I was working to change job and move back…that is why I have to use my spare time to do a lot of things which are essentially required for moving back…
I just moved to a new house, I didn’t set up things yet…a lot of unpacked box…not established furniture, even very messy…I felt shame to invite anyone come at this time…That is why I didn’t ask him to come to the new house in August…but he might think of something else, like I am dating with some one else or I don’t care him enough…
If you are in a relationship with someone, 10 days is a long time not to see them. I don’t think anyone cares about seeing a messy house when someone is in the middle of a move. But that’s not important at this point.

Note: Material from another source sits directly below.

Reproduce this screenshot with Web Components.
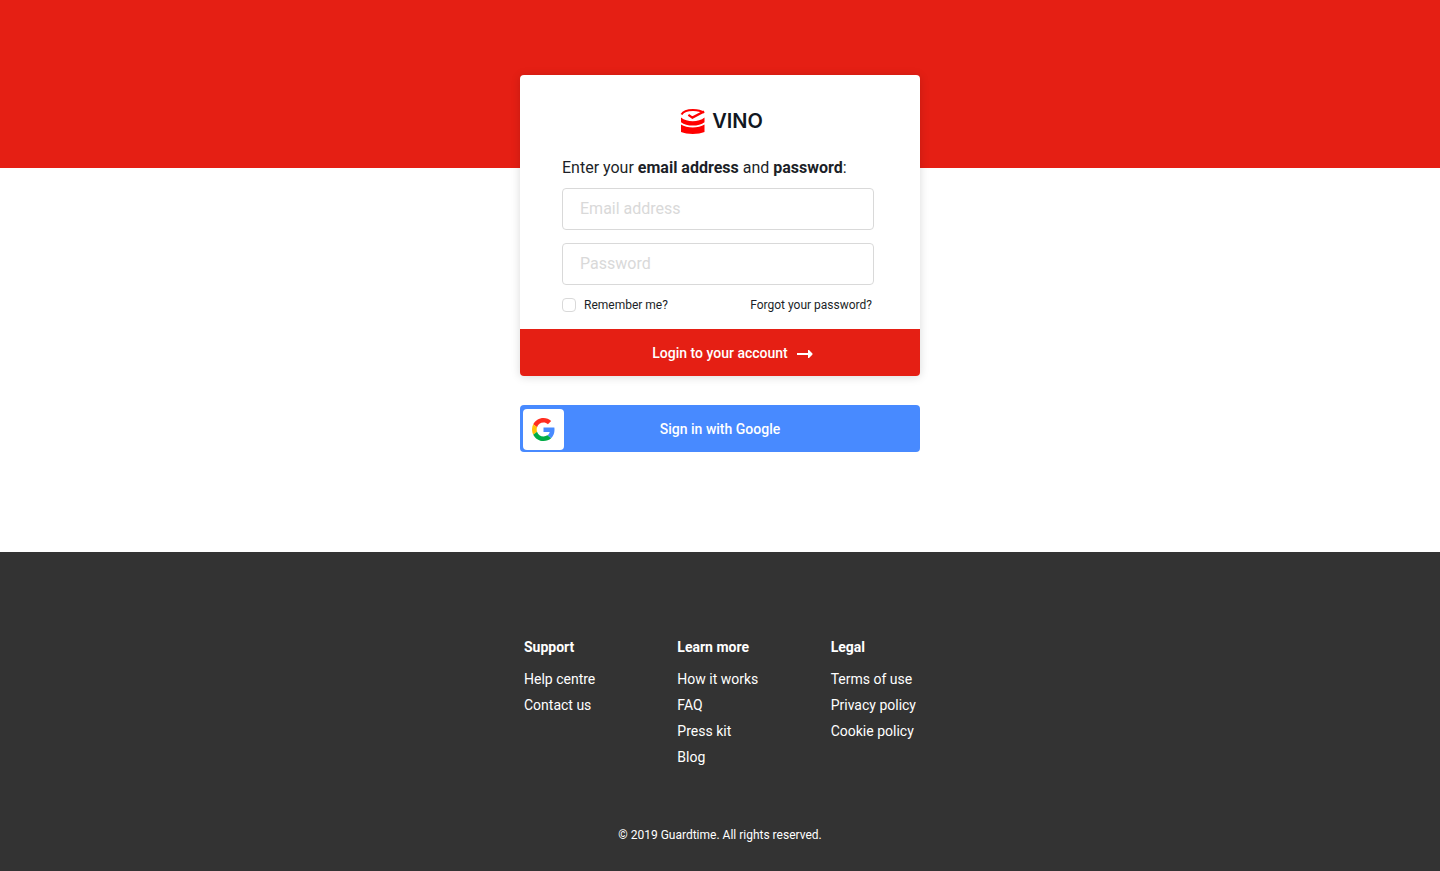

Have you sent the email? I’d just send one about whatever you talked about, keeping it short. 1 or 2 paragraphs.
I sent him the email about the plans for weekend…saying meeting like friends
His reply was really awful…
He said we broken up…he hopes me to move on and he had move on…he said the time he met me in that bar was incredibly ackward…he said if he met me again he would just left without seeing anything…He also alarms me not visit him, otherwise he will report to the police…
I didn’t say anything related to relationship or back together at all…
Yes, that reply is really awful. But at least you know where you stand, maybe it is better than getting no reply because at least you know what his position is.
I think you’ve done the best you could. He asked you to send him an email and then he gave a rude and dismissive reply. I don’t think there’s anything else you can do at this point to cause him to change his mind. Maybe time will do it. Maybe not.
If it has been a month, you could contact one of his friends to see if his situation has changed. He was pretty awful in his last email and he hasn’t contacted you. If he hasn’t contacted you, I wouldn’t hold out much hope that he would reply in a positive manner right now if you contacted him directly.